I read this essay about learning a foreign language, and it just didn't seem very clear or convincing to me. So, here are some good reasons for learning a foreign language:

1) A popular language (like Spanish or Japanese) can boost your job opportunities.

2) A popular language lets you talk with more people.

3) A somewhat less widespread but strategically important language (like Turkish or Arabic) can help if you're in politics or the military.

4) Learning the language of your ancestors is good for genealogy and personal satisfaction.

5) Learning a rare language (like Lakota) can help preserve it from dying out.

6) Learning a regional language (like Welsh or Manx) is a great way to express and maintain identity.

7) Learning any language with phonemes not used in English, if you can pronounce them, gives you a way to shush babbling-age babies. Unless extremely distressed, they tend to be fascinated by new phonemes and will fall silent to listen.

8) Learning any language at all, including constructed ones like Klingon, is good for your brain and your intellect; and every language you learn makes subsequent ones easier.


And to answer the essay's title question, beyond goal-related stuff covered above:

1) If you are not good at languages and want to make it easier on yourself, pick a language with some kind of close connection to English: German (because English is a Germanic language) and Spanish or French (connected through Latin, and both fairly regular) are good choices.

2) If you are good at languages and want to maximize the usefulness, pick something without a close connection: Russian (gives you access to central & eastern Europe) or Japanese (a popular Asian language with ideographic writing) are good choices.

3) If you want to maximize your opportunities to use the language, pick one of the globals: French, German, Japanese, or Spanish.

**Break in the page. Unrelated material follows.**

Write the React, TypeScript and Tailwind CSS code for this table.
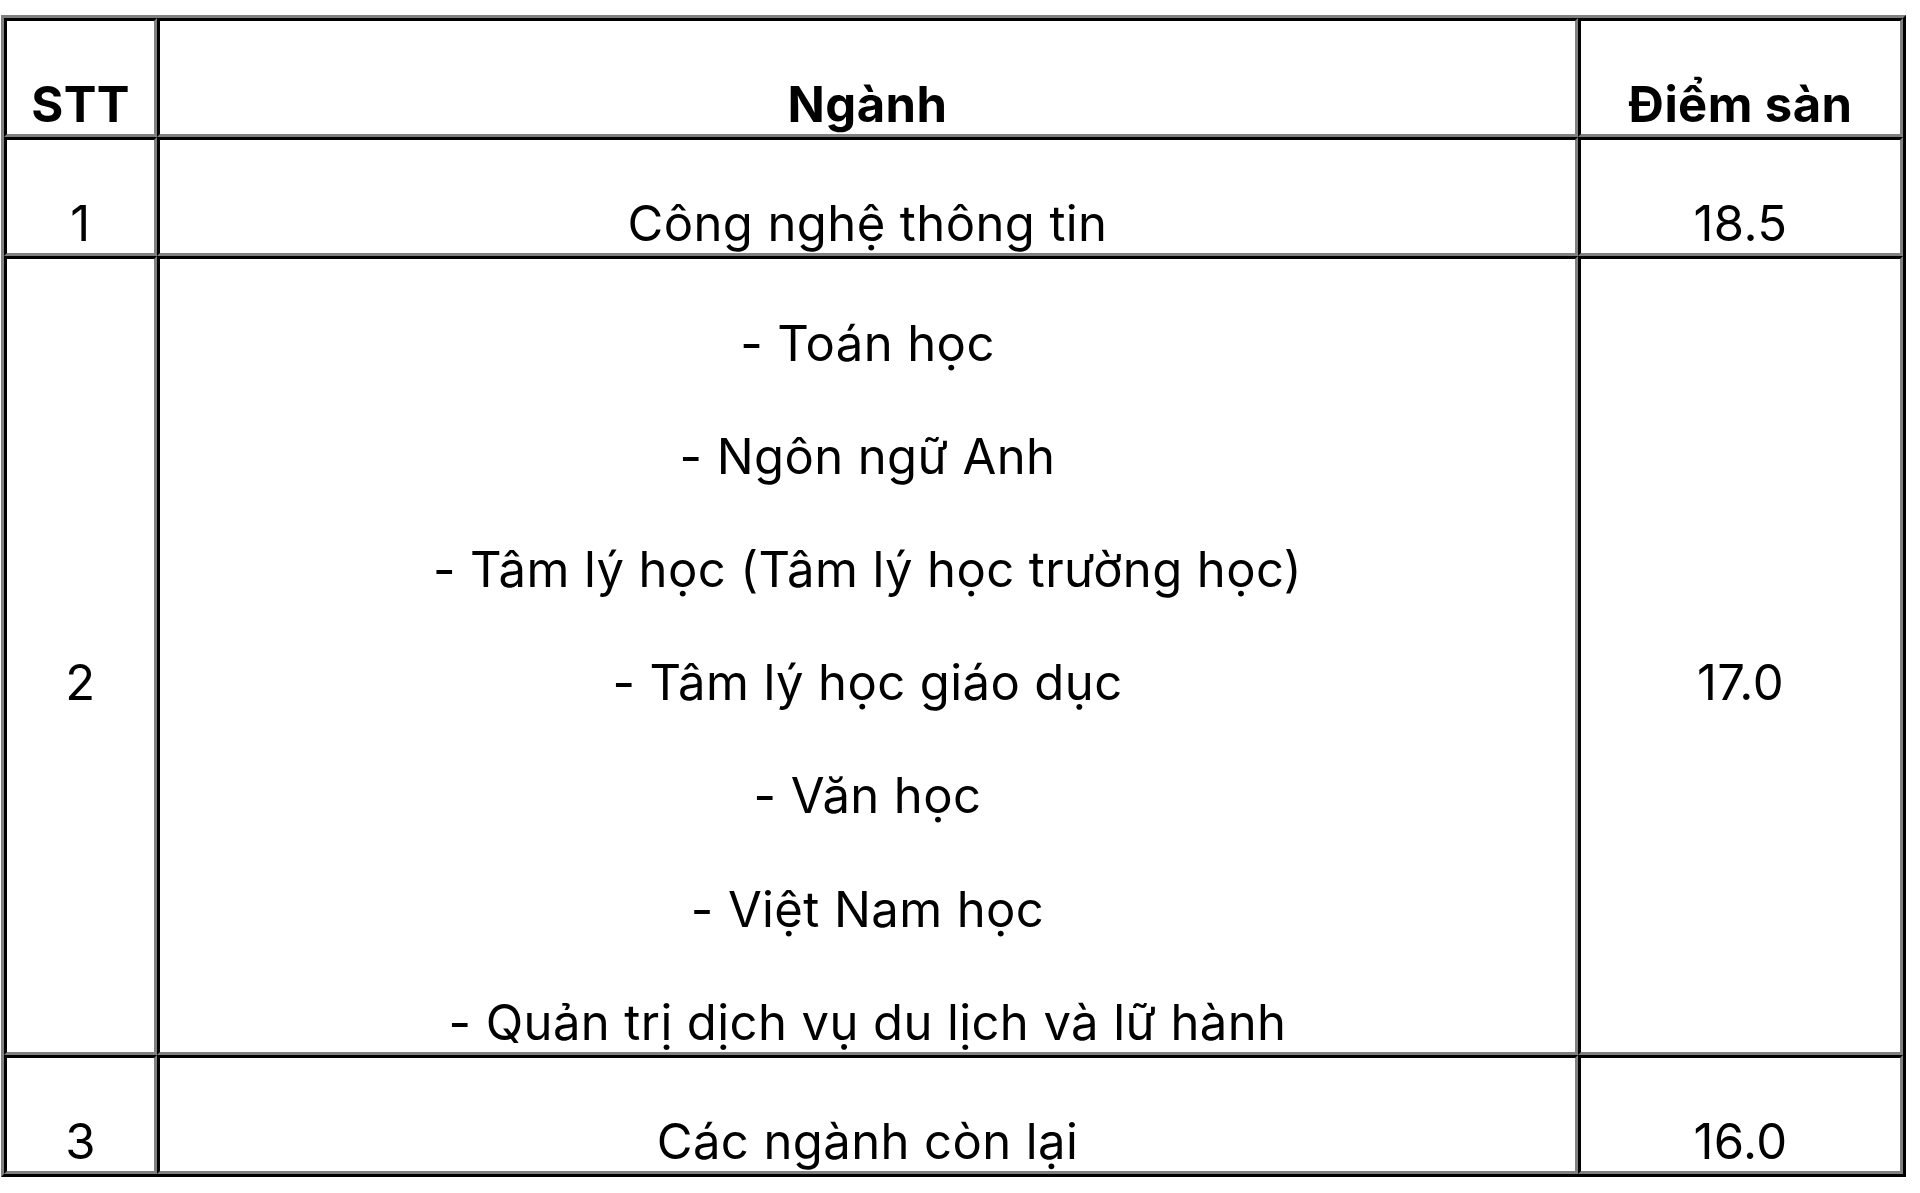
import React from "react";

const cell =
  "border-t-[3px] border-l-[3px] border-r-[3px] border-b-[3px] border-t-black border-l-black border-r-[#808080] border-b-[#808080] text-center align-middle p-0";

function Line({ children, bold }: { children: React.ReactNode; bold?: boolean }) {
  return (
    <div
      className={`pt-[55.2px] leading-[58px] text-[49px] tracking-[0.4px] ${bold ? "font-bold" : "font-normal"}`}
    >
      {children}
    </div>
  );
}

const rows: { stt: string; nganh: string[]; diem: string }[] = [
  { stt: "1", nganh: ["Công nghệ thông tin"], diem: "18.5" },
  {
    stt: "2",
    nganh: [
      "- Toán học",
      "- Ngôn ngữ Anh",
      "- Tâm lý học (Tâm lý học trường học)",
      "- Tâm lý học giáo dục",
      "- Văn học",
      "- Việt Nam học",
      "- Quản trị dịch vụ du lịch và lữ hành",
    ],
    diem: "17.0",
  },
  { stt: "3", nganh: ["Các ngành còn lại"], diem: "16.0" },
];

export default function App() {
  return (
    <div
      className="min-h-[1193px] w-[1920px] bg-white pt-[15px] pl-[1px] text-black"
      style={{ fontFamily: "Inter, 'Noto Sans', sans-serif" }}
    >
      <table className="border-separate border-spacing-0 w-[1905px] table-fixed border-t-[3px] border-l-[3px] border-r-[3px] border-b-[3px] border-t-[#808080] border-l-[#808080] border-r-black border-b-black">
        <colgroup>
          <col className="w-[153px]" />
          <col className="w-[1421px]" />
          <col className="w-[325px]" />
        </colgroup>
        <thead>
          <tr>
            <th className={cell}>
              <Line bold>STT</Line>
            </th>
            <th className={cell}>
              <Line bold>Ngành</Line>
            </th>
            <th className={cell}>
              <Line bold>Điểm sàn</Line>
            </th>
          </tr>
        </thead>
        <tbody>
          {rows.map((r) => (
            <tr key={r.stt}>
              <td className={cell}>
                <Line>{r.stt}</Line>
              </td>
              <td className={cell}>
                {r.nganh.map((n) => (
                  <Line key={n}>{n}</Line>
                ))}
              </td>
              <td className={cell}>
                <Line>{r.diem}</Line>
              </td>
            </tr>
          ))}
        </tbody>
      </table>
    </div>
  );
}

These are languages active in multiple countries and popular among diplomats, travelers, scientists, and businessmen. Arabic, Chinese, and Russian are also well worth considering.

4) If you want to do the most good, pick the rarest language you can access -- but it's up to you whether you want one with a strong core trying to save it, or one without. Welsh, Hawaiian, and Cherokee are small compared to major languages but they have a thriving culture and a goodly batch of literature to enjoy. Tiny languages are dying out rapidly and need all the help they can get; many are spoken by indigenous people whose cultures are being stamped out. Helping save an endangered language is like helping save an endangered species.


In case you're curious, I've had a little formal study in Spanish, Russian, and Japanese. I've paid enough attention to Welsh, Cherokee, Lakota, Arabic, Turkish, LAadan, and Sindarin that I can recognize some words. It's even gotten to where I'm processing heiroglyphs as "language" rather than "art" and trying to pick out the handful of symbols I recognize. (You'd be amazed how often they are done wrong.) Plus, of course, a smattering of pretty much every language I ever brushed up against. And the ones I've invented myself (or more precisely, collected from other worlds).